- PROVIDED MATERIAL -
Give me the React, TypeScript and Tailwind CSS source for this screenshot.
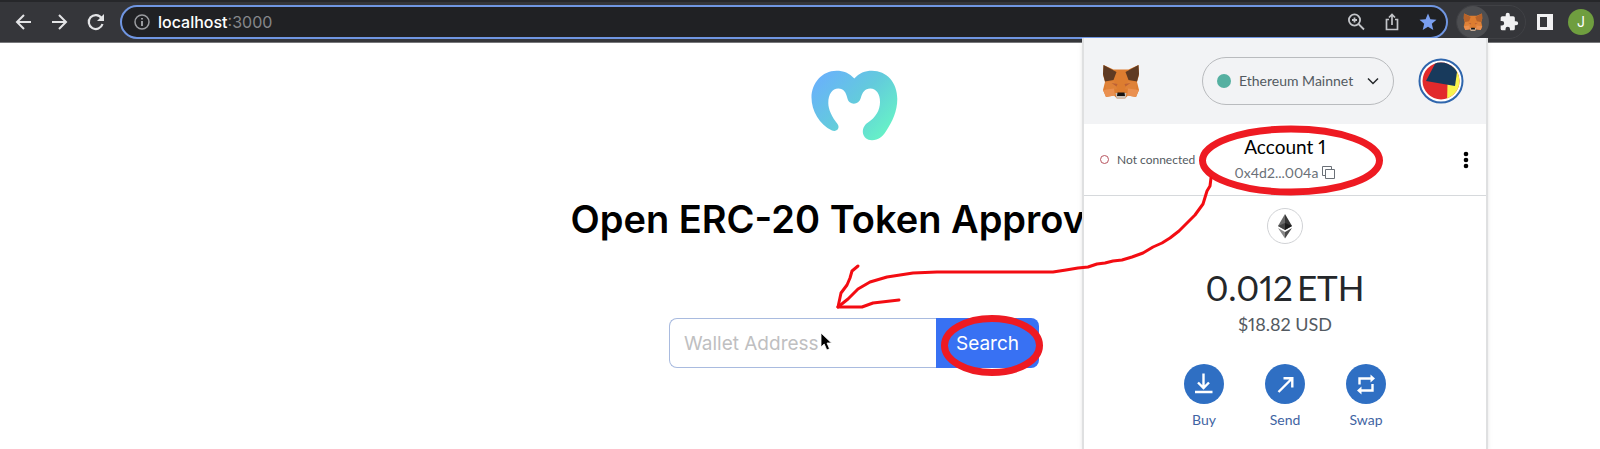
import { ReactNode } from 'react';

const walletActions = [
  {
    id: 'buy',
    label: 'Buy',
    icon: (
      <svg viewBox="0 0 40 40" className="h-10 w-10" fill="none" stroke="#fff" strokeWidth="2.400">
        <path d="M19.500 9.500v14.500M14 18.500l5.500 5.500 5.500-5.500M11 28h17.500" />
      </svg>
    ),
  },
  {
    id: 'send',
    label: 'Send',
    icon: (
      <svg viewBox="0 0 40 40" className="h-10 w-10" fill="none" stroke="#fff" strokeWidth="2.400">
        <path d="M13.500 28L27 14.500M18.500 14.200H27.300V23.500" />
      </svg>
    ),
  },
  {
    id: 'swap',
    label: 'Swap',
    icon: (
      <svg viewBox="0 0 40 40" className="h-10 w-10" fill="none" stroke="#fff" strokeWidth="2.400">
        <path d="M13.500 20.500v-6h12M26.500 20v6.500h-12" />
        <path d="M24.500 10.500l4.500 4-4.500 4zM15.500 22.500l-4.500 4 4.500 4z" fill="#fff" stroke="none" />
      </svg>
    ),
  },
];

function FoxLogo({ className, earColor = '#5f3a22' }: { className?: string; earColor?: string }) {
  return (
    <svg viewBox="0 0 37 35" className={className} aria-hidden="true">
      <path d="M1 1l10 4.500h15L36 1l.5 10-2 7 2 8-3 7-8-1.500-3 3h-8l-3-3L3.500 33 .500 26l2-8-2-7z" fill="#dd7d30" />
      <path d="M1 1l13 7-3 8-8.500 1.500L.500 10zM36 1L23 8l3 8 8.500 1.500 2-7.500z" fill={earColor} />
      <path d="M2.500 18l9-1 3 8-11 1.500zM34.500 18l-9-1-3 8 11 1.500z" fill="#df8238" />
      <path d="M.500 26l11-1.500 1 7L3.500 33zM36.500 26l-11-1.500-1 7 9 1.500z" fill="#ea9050" />
      <path d="M9 19l6 1-1 2.500zM28 19l-6 1 1 2.500z" fill="#bd6236" />
      <path d="M13 29h11l-1 5.500h-9z" fill="#c9c0b8" />
      <path d="M15 28.500h7l.5 3.500h-8z" fill="#171310" />
    </svg>
  );
}

function IconButton({ label, className = '', children }: { label: string; className?: string; children: ReactNode }) {
  return (
    <button type="button" aria-label={label} className={`flex shrink-0 items-center justify-center ${className}`}>
      {children}
    </button>
  );
}

function BrowserToolbar() {
  return (
    <header className="flex h-[43px] items-center border-t-2 border-b border-t-[#26272a] border-b-[#77787b] bg-[#35363a] pr-1.5 pl-3">
      <nav className="flex shrink-0 items-center gap-3">
        <IconButton label="Back" className="h-6 w-6">
          <svg viewBox="0 0 24 24" className="h-6 w-6" fill="none" stroke="#e3e4e6" strokeWidth="2">
            <path d="M19 12H5M12 5l-7 7 7 7" />
          </svg>
        </IconButton>
        <IconButton label="Forward" className="h-6 w-6">
          <svg viewBox="0 0 24 24" className="h-6 w-6" fill="none" stroke="#e3e4e6" strokeWidth="2">
            <path d="M4 12h14M11 5l7 7-7 7" />
          </svg>
        </IconButton>
        <IconButton label="Reload" className="h-6 w-6">
          <svg viewBox="0 0 24 24" className="h-6 w-6" fill="none" stroke="#e3e4e6" strokeWidth="2.200">
            <path d="M17.500 8a7 7 0 1 0 1 6" />
            <path d="M20 4v7h-7z" fill="#e3e4e6" stroke="none" />
          </svg>
        </IconButton>
      </nav>

      <div className="ml-3 flex h-[34px] min-w-0 flex-1 items-center rounded-full border-2 border-[#7096e2] bg-[#202124] pr-2 pl-3">
        <svg viewBox="0 0 16 16" className="mr-2 h-4 w-4 shrink-0" fill="none" stroke="#9a9ca0" strokeWidth="1.500">
          <circle cx="8" cy="8" r="7" />
          <path d="M8 7v5M8 4v1.500" strokeWidth="2" />
        </svg>
        <a href="http://localhost:3000" className="text-base text-[#85878b]">
          <span className="font-medium text-white">localhost</span>:3000
        </a>
        <div className="ml-auto flex items-center gap-4">
          <IconButton label="Zoom" className="h-5 w-5">
            <svg viewBox="0 0 20 20" className="h-5 w-5" fill="none" stroke="#c3c5c9" strokeWidth="1.800">
              <circle cx="8.500" cy="8" r="5.600" />
              <path d="M12.500 12l5.500 5.500M6 8h5M8.500 5.500v5" />
            </svg>
          </IconButton>
          <IconButton label="Share" className="h-5 w-5">
            <svg viewBox="0 0 20 20" className="h-5 w-5" fill="none" stroke="#c3c5c9" strokeWidth="1.700">
              <path d="M7 7.500H4.500v10h11v-10H13M10 13V2.500M7 5.500l3-3 3 3" />
            </svg>
          </IconButton>
          <IconButton label="Bookmark this tab" className="h-5 w-5">
            <svg viewBox="0 0 20 20" className="h-5 w-5" fill="#7a9ff0">
              <path d="M10 1.500l2.400 5.800 6.100.5-4.700 4 1.500 6.200L10 14.700 4.700 18l1.500-6.200-4.700-4 6.100-.5z" />
            </svg>
          </IconButton>
        </div>
      </div>

      <div className="ml-2 flex shrink-0 items-center rounded-full border border-[#404145] pr-1.5">
        <IconButton label="MetaMask" className="h-8 w-8 rounded-full bg-[#4d4e51]">
          <FoxLogo className="h-[18px] w-5" earColor="#b5622a" />
        </IconButton>
        <IconButton label="Extensions" className="ml-2.5 h-5 w-5">
          <svg viewBox="0 0 24 24" className="h-5 w-5" fill="#f1f1f2">
            <path d="M20.500 11H19V7a2 2 0 0 0-2-2h-4V3.500a2.500 2.500 0 0 0-5 0V5H4a2 2 0 0 0-2 2v3.800h1.500a2.700 2.700 0 0 1 0 5.400H2V20a2 2 0 0 0 2 2h3.800v-1.500a2.700 2.700 0 0 1 5.400 0V22H17a2 2 0 0 0 2-2v-4h1.500a2.500 2.500 0 0 0 0-5z" />
          </svg>
        </IconButton>
      </div>
      <IconButton label="Side panel" className="ml-2.5 h-[18px] w-[18px]">
        <svg viewBox="0 0 18 18" className="h-[18px] w-[18px]">
          <path d="M1 1h16v16H1z" fill="#f1f1f2" />
          <path d="M4 4h7v10H4z" fill="#35363a" />
        </svg>
      </IconButton>
      <button type="button" className="ml-3.5 h-[26px] w-[26px] shrink-0 rounded-full bg-[#6f9e3f] text-sm text-white">
        J
      </button>
    </header>
  );
}

function SearchPage() {
  return (
    <main className="flex flex-col items-center overflow-hidden pt-6 pl-[108px]">
      <svg viewBox="0 0 88 76" className="h-[76px] w-[88px]" aria-label="Moralis">
        <defs>
          <linearGradient id="moralis" x1="0" y1="0.200" x2="0.900" y2="0.900">
            <stop offset="0" stopColor="#69b2fa" />
            <stop offset="0.500" stopColor="#63cbdc" />
            <stop offset="1" stopColor="#67f3c6" />
          </linearGradient>
        </defs>
        <path
          d="M44.300 11.500C39.500 6 33.500 3.700 26.500 3.700 12 3.700 1.500 16 1.500 30.500 1.500 44 9.500 57.500 22 63.500c4.500 2 8.500-2.500 5.500-6.500C22 50 18.300 42.500 18.300 36c0-9 4-14.500 10-14.500 5.500 0 7.700 4 9 9.500 1.500 7.500 11.500 7.500 13.500 0 1.500-5.500 4-9.500 9.500-9.500 6 0 9.700 5.500 9.700 13.500 0 8.500-4.500 15.500-12 20.500-8.500 5.500-6 17.700 4 17.700 6.500 0 10.500-3.500 14-9C82.500 54.500 87.300 44 87.300 32 87.300 15 76.500 3.700 62 3.700c-7 0-13 2.300-17.700 7.800z"
          fill="url(#moralis)"
        />
      </svg>
      <h1 className="mt-[53px] text-[38px] leading-[46px] font-semibold whitespace-nowrap text-black">
        Open ERC-20 Token Approvals
      </h1>
      <form className="mt-[76px] flex h-[50px]" onSubmit={(e) => e.preventDefault()}>
        <input
          type="text"
          aria-label="Wallet Address"
          placeholder="Wallet Address"
          className="w-[267px] rounded-l-lg border border-r-0 border-[#a9bbdf] bg-white px-3.5 pt-0.5 text-[19px] text-gray-800 outline-none placeholder:text-[#bfbfc1]"
        />
        <button type="submit" className="w-[103px] rounded-r-lg bg-[#3871f3] pt-0.5 text-[19px] text-white">
          Search
        </button>
      </form>
    </main>
  );
}

function WalletPopup() {
  return (
    <aside className="absolute top-[38px] right-[112px] bottom-0 w-[406px] overflow-hidden border-x-2 border-[#dfe0e1] bg-white font-['Lato',sans-serif] proportional-nums shadow-md">
      <div className="flex h-[86px] items-center bg-[#f2f3f5] pr-[22px] pl-[18px]">
        <FoxLogo className="h-[35px] w-[38px]" />
        <button
          type="button"
          className="ml-auto flex h-12 w-[192px] items-center rounded-full border border-[#b9bbbe] px-3.5 text-sm text-[#535a61]"
        >
          <span className="mr-2 h-3.5 w-3.5 rounded-full bg-[#55b0a1]" />
          Ethereum Mainnet
          <svg viewBox="0 0 12 12" className="ml-auto h-3 w-3" fill="none" stroke="#24272a" strokeWidth="1.500">
            <path d="M1 3.500l5 5 5-5" />
          </svg>
        </button>
        <IconButton label="Accounts" className="ml-6 h-[46px] w-[46px]">
          <svg viewBox="0 0 46 46" className="h-[46px] w-[46px]">
            <defs>
              <clipPath id="avatar">
                <circle cx="23" cy="23" r="18.500" />
              </clipPath>
            </defs>
            <circle cx="23" cy="23" r="21.500" fill="#fff" stroke="#2f66ad" strokeWidth="2" />
            <g clipPath="url(#avatar)">
              <path d="M0 0h46v46H0z" fill="#e22a2c" />
              <path d="M36 2h10v44H29l.5-20z" fill="#f9f44d" />
              <path d="M19 2h15l5 12-2 14-29-5z" fill="#183a5c" />
            </g>
          </svg>
        </IconButton>
      </div>

      <div className="grid h-[72px] grid-cols-[1fr_auto_1fr] items-center border-b border-[#d6d9dc] px-4">
        <div className="flex items-center gap-2 text-xs text-[#535a61]">
          <span className="h-[9px] w-[9px] rounded-full border border-[#b8545f]" />
          Not connected
        </div>
        <div className="flex flex-col items-center pt-0.5">
          <h2 className="text-[19px] leading-6 text-black">Account 1</h2>
          <button type="button" className="flex items-center gap-1 text-sm leading-7 text-[#6a7077]">
            0x4d2...004a
            <svg viewBox="0 0 13 13" className="h-[13px] w-[13px]" fill="none" stroke="#6a7077">
              <path d="M3 9.500H.500v-9h9V3M3.500 3.500h9v9h-9z" />
            </svg>
          </button>
        </div>
        <IconButton label="Account options" className="h-6 w-2 justify-self-end">
          <svg viewBox="0 0 6 20" className="h-5 w-1.5" fill="#000">
            <circle cx="3" cy="4" r="2.300" />
            <circle cx="3" cy="10" r="2.300" />
            <circle cx="3" cy="16" r="2.300" />
          </svg>
        </IconButton>
      </div>

      <div className="flex flex-col items-center pt-3">
        <svg viewBox="0 0 36 36" className="h-9 w-9" aria-label="Ethereum">
          <circle cx="18" cy="18" r="17.500" fill="#fff" stroke="#d0d2d5" />
          <path d="M18 6l-7 12 7 4z" fill="#6a6a6a" />
          <path d="M18 6l7 12-7 4z" fill="#363636" />
          <path d="M11 18l7-3v7z" fill="#444" />
          <path d="M25 18l-7-3v7z" fill="#1b1b1b" />
          <path d="M11 20l7 4v6.500z" fill="#888" />
          <path d="M25 20l-7 4v6.500z" fill="#4a4a4a" />
        </svg>
        <p className="mt-[18px] flex gap-1 text-[35px] leading-[50px] text-[#24272a]">
          <span>0.012</span>
          <span>ETH</span>
        </p>
        <p className="text-lg leading-6 text-[#535a61]">$18.82 USD</p>
        <div className="mt-7 flex">
          {walletActions.map((action) => (
            <button
              key={action.id}
              type="button"
              className="flex w-[81px] flex-col items-center gap-1.5 text-sm text-[#3f64a3]"
            >
              <span className="rounded-full bg-[#2f6fc3]">{action.icon}</span>
              {action.label}
            </button>
          ))}
        </div>
      </div>
    </aside>
  );
}

// Hand-drawn marker strokes over the page
function Annotations() {
  return (
    <svg
      viewBox="0 0 1600 449"
      className="pointer-events-none absolute top-0 left-0 w-full"
      fill="none"
      stroke="#ee1a22"
      aria-hidden="true"
    >
      <ellipse cx="1291" cy="160.500" rx="88.500" ry="31.500" strokeWidth="7" />
      <ellipse cx="992" cy="345.500" rx="47.500" ry="27" strokeWidth="7" />
      <g stroke="#f30c12" strokeWidth="3" strokeLinecap="round" strokeLinejoin="round">
        <path d="M1211 178L1210 186 1207 191 1203 204 1195 215 1187 223 1179 231 1170 238 1162 243 1153 247 1143 253 1132 257 1122 260 1113 261 1105 263 1097 264 1088 267 1078 268 1066 270 1053 272H937L913 273 900 275 887 277 870 282 858 289 848 299 838 307" />
        <path d="M858 266L852 271 850 278 847 285 841 293 838 307H862L873 303 899 300" />
      </g>
    </svg>
  );
}

export default function App() {
  return (
    <div className="relative min-h-screen overflow-hidden bg-white font-['Inter',sans-serif]">
      <BrowserToolbar />
      <SearchPage />
      <WalletPopup />
      <Annotations />
      <svg viewBox="0 0 12 19" className="absolute top-[332px] left-[820px] h-[19px] w-3" aria-hidden="true">
        <path d="M1 1v14l3.200-3 2.600 6 2.700-1.200L7 11h4.500z" fill="#000" stroke="#fff" strokeWidth="0.800" />
      </svg>
    </div>
  );
}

- YOUR TASK -
Pick out and copy the lines of the material that include the word "this".

- ANSWER TO THE EXERCISE -
Give me the React, TypeScript and Tailwind CSS source for this screenshot.
          <IconButton label="Bookmark this tab" className="h-5 w-5">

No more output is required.